To do |
Exclude images, then output the remaining data verbatim.

..............................

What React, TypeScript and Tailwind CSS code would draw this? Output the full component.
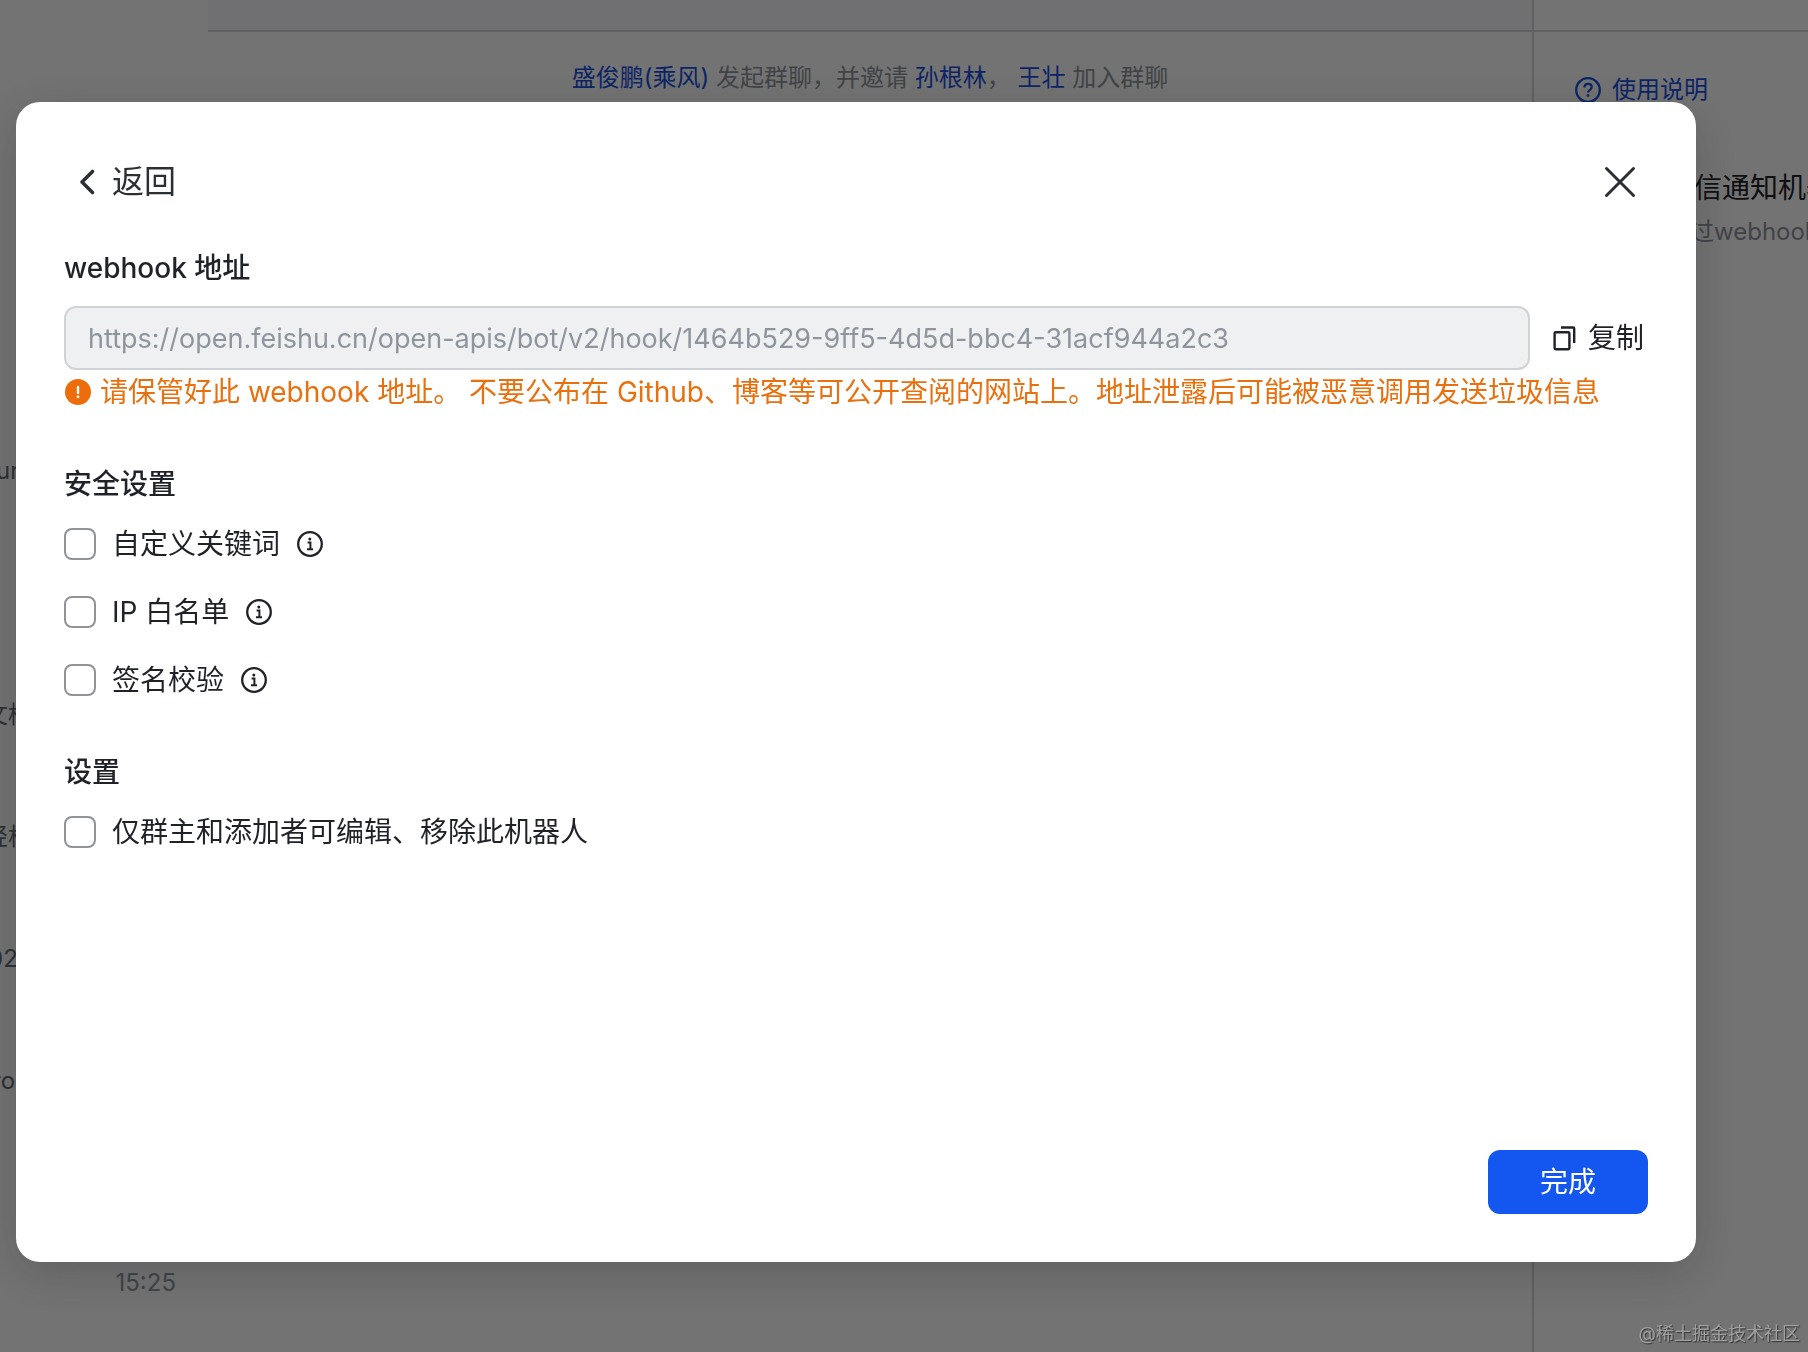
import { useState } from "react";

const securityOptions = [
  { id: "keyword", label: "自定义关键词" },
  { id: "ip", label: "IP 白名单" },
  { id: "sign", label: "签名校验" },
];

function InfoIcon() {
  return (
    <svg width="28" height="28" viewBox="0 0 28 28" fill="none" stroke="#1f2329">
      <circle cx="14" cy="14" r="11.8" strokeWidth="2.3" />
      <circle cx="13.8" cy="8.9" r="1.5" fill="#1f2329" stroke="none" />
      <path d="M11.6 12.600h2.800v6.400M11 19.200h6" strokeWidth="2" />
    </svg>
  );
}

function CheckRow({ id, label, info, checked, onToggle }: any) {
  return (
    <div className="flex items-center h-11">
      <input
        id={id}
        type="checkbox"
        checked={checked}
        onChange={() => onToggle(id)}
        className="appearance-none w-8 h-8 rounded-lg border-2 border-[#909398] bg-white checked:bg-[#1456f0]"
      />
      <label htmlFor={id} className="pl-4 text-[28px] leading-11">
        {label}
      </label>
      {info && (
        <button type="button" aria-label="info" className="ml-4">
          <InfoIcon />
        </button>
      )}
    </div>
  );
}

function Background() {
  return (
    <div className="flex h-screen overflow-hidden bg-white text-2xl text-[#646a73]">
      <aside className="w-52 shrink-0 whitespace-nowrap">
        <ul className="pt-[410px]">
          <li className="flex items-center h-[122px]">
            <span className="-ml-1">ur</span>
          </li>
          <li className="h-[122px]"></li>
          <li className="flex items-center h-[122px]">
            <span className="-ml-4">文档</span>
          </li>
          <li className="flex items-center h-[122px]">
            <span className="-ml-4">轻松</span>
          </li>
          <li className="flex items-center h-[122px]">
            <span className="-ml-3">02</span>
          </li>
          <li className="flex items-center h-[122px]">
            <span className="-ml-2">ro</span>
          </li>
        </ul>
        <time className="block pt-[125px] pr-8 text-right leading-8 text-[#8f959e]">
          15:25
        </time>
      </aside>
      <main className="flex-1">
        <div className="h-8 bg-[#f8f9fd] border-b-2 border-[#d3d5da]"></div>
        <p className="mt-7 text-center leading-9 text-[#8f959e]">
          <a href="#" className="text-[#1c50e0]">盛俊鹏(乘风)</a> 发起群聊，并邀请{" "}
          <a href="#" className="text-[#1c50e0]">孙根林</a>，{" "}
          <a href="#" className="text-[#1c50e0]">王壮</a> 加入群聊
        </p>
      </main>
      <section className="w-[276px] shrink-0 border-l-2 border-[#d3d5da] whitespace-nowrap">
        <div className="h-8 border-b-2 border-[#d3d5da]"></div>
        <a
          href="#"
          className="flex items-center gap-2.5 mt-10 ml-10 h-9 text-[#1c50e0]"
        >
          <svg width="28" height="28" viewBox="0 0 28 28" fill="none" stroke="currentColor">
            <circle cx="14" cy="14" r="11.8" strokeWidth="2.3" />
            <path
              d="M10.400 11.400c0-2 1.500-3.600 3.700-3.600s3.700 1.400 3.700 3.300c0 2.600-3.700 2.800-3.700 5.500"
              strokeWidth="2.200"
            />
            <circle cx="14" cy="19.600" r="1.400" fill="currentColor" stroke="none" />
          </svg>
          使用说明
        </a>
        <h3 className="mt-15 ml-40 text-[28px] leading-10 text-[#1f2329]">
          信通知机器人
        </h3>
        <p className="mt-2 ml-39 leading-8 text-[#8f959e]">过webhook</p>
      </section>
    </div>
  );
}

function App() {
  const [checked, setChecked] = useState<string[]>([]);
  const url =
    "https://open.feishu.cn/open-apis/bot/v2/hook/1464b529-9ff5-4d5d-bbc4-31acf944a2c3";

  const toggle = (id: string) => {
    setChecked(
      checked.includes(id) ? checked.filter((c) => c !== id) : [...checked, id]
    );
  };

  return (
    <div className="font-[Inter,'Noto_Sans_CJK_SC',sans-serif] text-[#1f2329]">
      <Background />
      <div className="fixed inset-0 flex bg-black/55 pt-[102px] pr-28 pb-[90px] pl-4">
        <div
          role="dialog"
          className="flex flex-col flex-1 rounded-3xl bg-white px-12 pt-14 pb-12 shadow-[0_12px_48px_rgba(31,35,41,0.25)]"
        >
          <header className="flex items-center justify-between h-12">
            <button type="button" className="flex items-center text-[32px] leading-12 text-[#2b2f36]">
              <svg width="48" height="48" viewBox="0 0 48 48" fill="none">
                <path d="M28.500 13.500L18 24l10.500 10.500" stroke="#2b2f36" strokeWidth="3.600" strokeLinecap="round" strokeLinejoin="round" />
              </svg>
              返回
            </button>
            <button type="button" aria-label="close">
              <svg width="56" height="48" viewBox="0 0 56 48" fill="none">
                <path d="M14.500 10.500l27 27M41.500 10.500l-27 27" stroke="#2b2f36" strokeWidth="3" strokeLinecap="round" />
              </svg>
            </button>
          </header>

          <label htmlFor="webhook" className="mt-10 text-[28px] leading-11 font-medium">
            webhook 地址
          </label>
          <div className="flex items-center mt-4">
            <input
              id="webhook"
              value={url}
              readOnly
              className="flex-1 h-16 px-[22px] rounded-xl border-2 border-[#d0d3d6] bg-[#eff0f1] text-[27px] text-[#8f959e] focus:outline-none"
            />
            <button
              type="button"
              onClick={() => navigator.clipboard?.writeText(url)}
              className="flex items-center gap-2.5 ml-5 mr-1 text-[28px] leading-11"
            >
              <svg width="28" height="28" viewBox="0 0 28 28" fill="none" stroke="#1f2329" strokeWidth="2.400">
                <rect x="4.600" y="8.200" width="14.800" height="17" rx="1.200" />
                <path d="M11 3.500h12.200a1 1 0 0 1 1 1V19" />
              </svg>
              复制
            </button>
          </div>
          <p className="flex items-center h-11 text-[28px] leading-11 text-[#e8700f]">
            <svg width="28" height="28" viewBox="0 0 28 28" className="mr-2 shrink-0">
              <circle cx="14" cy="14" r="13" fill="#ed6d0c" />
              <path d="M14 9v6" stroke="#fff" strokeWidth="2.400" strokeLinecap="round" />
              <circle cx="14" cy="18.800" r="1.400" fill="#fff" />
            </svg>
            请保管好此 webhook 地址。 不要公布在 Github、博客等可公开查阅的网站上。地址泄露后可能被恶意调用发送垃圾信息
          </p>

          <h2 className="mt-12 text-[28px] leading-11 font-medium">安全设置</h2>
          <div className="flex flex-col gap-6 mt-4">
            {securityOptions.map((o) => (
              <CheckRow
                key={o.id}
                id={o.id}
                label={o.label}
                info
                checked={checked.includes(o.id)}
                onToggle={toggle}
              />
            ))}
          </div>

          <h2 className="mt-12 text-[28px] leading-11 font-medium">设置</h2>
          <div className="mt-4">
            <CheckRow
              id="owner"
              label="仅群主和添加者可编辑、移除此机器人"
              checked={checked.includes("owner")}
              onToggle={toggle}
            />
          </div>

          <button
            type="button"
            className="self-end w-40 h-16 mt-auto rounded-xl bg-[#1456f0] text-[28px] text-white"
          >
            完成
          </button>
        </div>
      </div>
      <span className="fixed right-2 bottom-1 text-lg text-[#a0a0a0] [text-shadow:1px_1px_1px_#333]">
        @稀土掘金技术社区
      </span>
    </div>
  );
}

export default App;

..............................

Output for this task |
What React, TypeScript and Tailwind CSS code would draw this? Output the full component.
import { useState } from "react";

const securityOptions = [
  { id: "keyword", label: "自定义关键词" },
  { id: "ip", label: "IP 白名单" },
  { id: "sign", label: "签名校验" },
];

function InfoIcon() {
  return (
    <svg width="28" height="28" viewBox="0 0 28 28" fill="none" stroke="#1f2329">
      <circle cx="14" cy="14" r="11.8" strokeWidth="2.3" />
      <circle cx="13.8" cy="8.9" r="1.5" fill="#1f2329" stroke="none" />
      <path d="M11.6 12.600h2.800v6.400M11 19.200h6" strokeWidth="2" />
    </svg>
  );
}

function CheckRow({ id, label, info, checked, onToggle }: any) {
  return (
    <div className="flex items-center h-11">
      <input
        id={id}
        type="checkbox"
        checked={checked}
        onChange={() => onToggle(id)}
        className="appearance-none w-8 h-8 rounded-lg border-2 border-[#909398] bg-white checked:bg-[#1456f0]"
      />
      <label htmlFor={id} className="pl-4 text-[28px] leading-11">
        {label}
      </label>
      {info && (
        <button type="button" aria-label="info" className="ml-4">
          <InfoIcon />
        </button>
      )}
    </div>
  );
}

function Background() {
  return (
    <div className="flex h-screen overflow-hidden bg-white text-2xl text-[#646a73]">
      <aside className="w-52 shrink-0 whitespace-nowrap">
        <ul className="pt-[410px]">
          <li className="flex items-center h-[122px]">
            <span className="-ml-1">ur</span>
          </li>
          <li className="h-[122px]"></li>
          <li className="flex items-center h-[122px]">
            <span className="-ml-4">文档</span>
          </li>
          <li className="flex items-center h-[122px]">
            <span className="-ml-4">轻松</span>
          </li>
          <li className="flex items-center h-[122px]">
            <span className="-ml-3">02</span>
          </li>
          <li className="flex items-center h-[122px]">
            <span className="-ml-2">ro</span>
          </li>
        </ul>
        <time className="block pt-[125px] pr-8 text-right leading-8 text-[#8f959e]">
          15:25
        </time>
      </aside>
      <main className="flex-1">
        <div className="h-8 bg-[#f8f9fd] border-b-2 border-[#d3d5da]"></div>
        <p className="mt-7 text-center leading-9 text-[#8f959e]">
          <a href="#" className="text-[#1c50e0]">盛俊鹏(乘风)</a> 发起群聊，并邀请{" "}
          <a href="#" className="text-[#1c50e0]">孙根林</a>，{" "}
          <a href="#" className="text-[#1c50e0]">王壮</a> 加入群聊
        </p>
      </main>
      <section className="w-[276px] shrink-0 border-l-2 border-[#d3d5da] whitespace-nowrap">
        <div className="h-8 border-b-2 border-[#d3d5da]"></div>
        <a
          href="#"
          className="flex items-center gap-2.5 mt-10 ml-10 h-9 text-[#1c50e0]"
        >
          <svg width="28" height="28" viewBox="0 0 28 28" fill="none" stroke="currentColor">
            <circle cx="14" cy="14" r="11.8" strokeWidth="2.3" />
            <path
              d="M10.400 11.400c0-2 1.500-3.600 3.700-3.600s3.700 1.400 3.700 3.300c0 2.600-3.700 2.800-3.700 5.500"
              strokeWidth="2.200"
            />
            <circle cx="14" cy="19.600" r="1.400" fill="currentColor" stroke="none" />
          </svg>
          使用说明
        </a>
        <h3 className="mt-15 ml-40 text-[28px] leading-10 text-[#1f2329]">
          信通知机器人
        </h3>
        <p className="mt-2 ml-39 leading-8 text-[#8f959e]">过webhook</p>
      </section>
    </div>
  );
}

function App() {
  const [checked, setChecked] = useState<string[]>([]);
  const url =
    "https://open.feishu.cn/open-apis/bot/v2/hook/1464b529-9ff5-4d5d-bbc4-31acf944a2c3";

  const toggle = (id: string) => {
    setChecked(
      checked.includes(id) ? checked.filter((c) => c !== id) : [...checked, id]
    );
  };

  return (
    <div className="font-[Inter,'Noto_Sans_CJK_SC',sans-serif] text-[#1f2329]">
      <Background />
      <div className="fixed inset-0 flex bg-black/55 pt-[102px] pr-28 pb-[90px] pl-4">
        <div
          role="dialog"
          className="flex flex-col flex-1 rounded-3xl bg-white px-12 pt-14 pb-12 shadow-[0_12px_48px_rgba(31,35,41,0.25)]"
        >
          <header className="flex items-center justify-between h-12">
            <button type="button" className="flex items-center text-[32px] leading-12 text-[#2b2f36]">
              <svg width="48" height="48" viewBox="0 0 48 48" fill="none">
                <path d="M28.500 13.500L18 24l10.500 10.500" stroke="#2b2f36" strokeWidth="3.600" strokeLinecap="round" strokeLinejoin="round" />
              </svg>
              返回
            </button>
            <button type="button" aria-label="close">
              <svg width="56" height="48" viewBox="0 0 56 48" fill="none">
                <path d="M14.500 10.500l27 27M41.500 10.500l-27 27" stroke="#2b2f36" strokeWidth="3" strokeLinecap="round" />
              </svg>
            </button>
          </header>

          <label htmlFor="webhook" className="mt-10 text-[28px] leading-11 font-medium">
            webhook 地址
          </label>
          <div className="flex items-center mt-4">
            <input
              id="webhook"
              value={url}
              readOnly
              className="flex-1 h-16 px-[22px] rounded-xl border-2 border-[#d0d3d6] bg-[#eff0f1] text-[27px] text-[#8f959e] focus:outline-none"
            />
            <button
              type="button"
              onClick={() => navigator.clipboard?.writeText(url)}
              className="flex items-center gap-2.5 ml-5 mr-1 text-[28px] leading-11"
            >
              <svg width="28" height="28" viewBox="0 0 28 28" fill="none" stroke="#1f2329" strokeWidth="2.400">
                <rect x="4.600" y="8.200" width="14.800" height="17" rx="1.200" />
                <path d="M11 3.500h12.200a1 1 0 0 1 1 1V19" />
              </svg>
              复制
            </button>
          </div>
          <p className="flex items-center h-11 text-[28px] leading-11 text-[#e8700f]">
            <svg width="28" height="28" viewBox="0 0 28 28" className="mr-2 shrink-0">
              <circle cx="14" cy="14" r="13" fill="#ed6d0c" />
              <path d="M14 9v6" stroke="#fff" strokeWidth="2.400" strokeLinecap="round" />
              <circle cx="14" cy="18.800" r="1.400" fill="#fff" />
            </svg>
            请保管好此 webhook 地址。 不要公布在 Github、博客等可公开查阅的网站上。地址泄露后可能被恶意调用发送垃圾信息
          </p>

          <h2 className="mt-12 text-[28px] leading-11 font-medium">安全设置</h2>
          <div className="flex flex-col gap-6 mt-4">
            {securityOptions.map((o) => (
              <CheckRow
                key={o.id}
                id={o.id}
                label={o.label}
                info
                checked={checked.includes(o.id)}
                onToggle={toggle}
              />
            ))}
          </div>

          <h2 className="mt-12 text-[28px] leading-11 font-medium">设置</h2>
          <div className="mt-4">
            <CheckRow
              id="owner"
              label="仅群主和添加者可编辑、移除此机器人"
              checked={checked.includes("owner")}
              onToggle={toggle}
            />
          </div>

          <button
            type="button"
            className="self-end w-40 h-16 mt-auto rounded-xl bg-[#1456f0] text-[28px] text-white"
          >
            完成
          </button>
        </div>
      </div>
      <span className="fixed right-2 bottom-1 text-lg text-[#a0a0a0] [text-shadow:1px_1px_1px_#333]">
        @稀土掘金技术社区
      </span>
    </div>
  );
}

export default App;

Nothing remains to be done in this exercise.